Per anni, molti vescovi cattolici statunitensi hanno concentrato il loro impegno pubblico sulla lotta all’aborto. Hanno sostenuto Trump per la sua opposizione a Roe v. Wade, criticando i politici cattolici che difendevano il diritto all’interruzione di gravidanza. Ma oggi, sempre più voci all’interno della Chiesa stanno cambiando direzione.
Ma oggi qualcosa sta cambiando. Sempre più vescovi richiamano l’eredità di papa Francesco — e ora anche di papa Leone XIV — per denunciare le deportazioni di massa e l’inasprimento delle politiche migratorie. Non è un cambiamento marginale: si tratta di una delle più visibili rotture tra la leadership ecclesiastica e l’ala politica che per anni ha corteggiato il voto cattolico con il vessillo dei “valori non negoziabili”. “La realtà sta diventando sempre più inquietante,” ha dichiarato il cardinale Robert W. McElroy da Roma. “Non è più possibile fingere che queste deportazioni siano mirate: è una caccia generalizzata a chi non ha documenti.”
McElroy, nominato arcivescovo di Washington da papa Francesco, è tra i volti di questa nuova linea. A lui si sono uniti il cardinale Tobin di Newark, l’arcivescovo Gomez di Los Angeles e numerosi altri prelati.
Al centro delle critiche c’è anche un provvedimento legislativo che porta il segno diretto di Trump. Il disegno di legge, attualmente in discussione al Congresso e sostenuto dal presidente e dai suoi alleati, prevede un vasto pacchetto di misure interne: da un rafforzamento dell’ICE (Immigration and Customs Enforcement) con miliardi di dollari aggiuntivi, fino all’introduzione di nuove restrizioni sull’asilo, alla costruzione di ulteriori sezioni del muro al confine sud e all’eliminazione di diverse protezioni legali per i migranti, inclusi i minori non accompagnati.
Sebbene il testo contenga anche disposizioni anti-aborto — teoricamente in linea con la dottrina cattolica — molti vescovi lo giudicano inaccettabile per il suo approccio disumanizzante all’immigrazione. “Questo non è un piano di governo,” ha scritto l’arcivescovo José H. Gomez di Los Angeles. “È punizione. E come tale, genera solo sofferenza e disumanità.”
McElroy, Gomez, Tobin e altri prelati di primo piano hanno firmato una lettera interreligiosa al Senato, esortando i legislatori a respingere il testo. Secondo la missiva, l’approvazione del disegno di legge rappresenterebbe “un fallimento morale per la società americana”.

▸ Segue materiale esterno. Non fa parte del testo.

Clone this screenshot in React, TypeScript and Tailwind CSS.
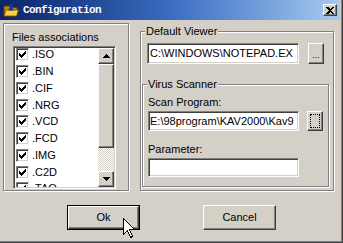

Negli Stati Uniti, la relazione tra Stato e religione è sempre stata ambivalente. La Costituzione stabilisce che “il Congresso non istituirà alcuna religione”, ma allo stesso tempo le istituzioni religiose ricevono esenzioni fiscali, le scuole confessionali possono ottenere fondi pubblici e i presidenti giurano sulla Bibbia.
Negli ultimi anni, la Corte Suprema — influenzata proprio dalle nomine volute da Trump — ha spostato l’interpretazione del Primo Emendamento verso una difesa più aggressiva della “libertà religiosa”, soprattutto quando invocata da gruppi cristiani conservatori. Il risultato è stato una serie di sentenze che hanno ampliato l’accesso ai fondi pubblici per scuole religiose e limitato le restrizioni alle attività di culto, anche in contesti come la pandemia.
In questo contesto, la presa di distanza dei vescovi americani rappresenta un potenziale scossone. Il distacco non sarà indolore. Molti cattolici continuano a sostenere Trump: nel 2024 ha ottenuto la maggioranza dei voti cattolici, inclusi il 41% degli ispanici. Ma la voce dei vescovi, unita all’esempio di papa Leone XIV, potrebbe cambiare la narrativa.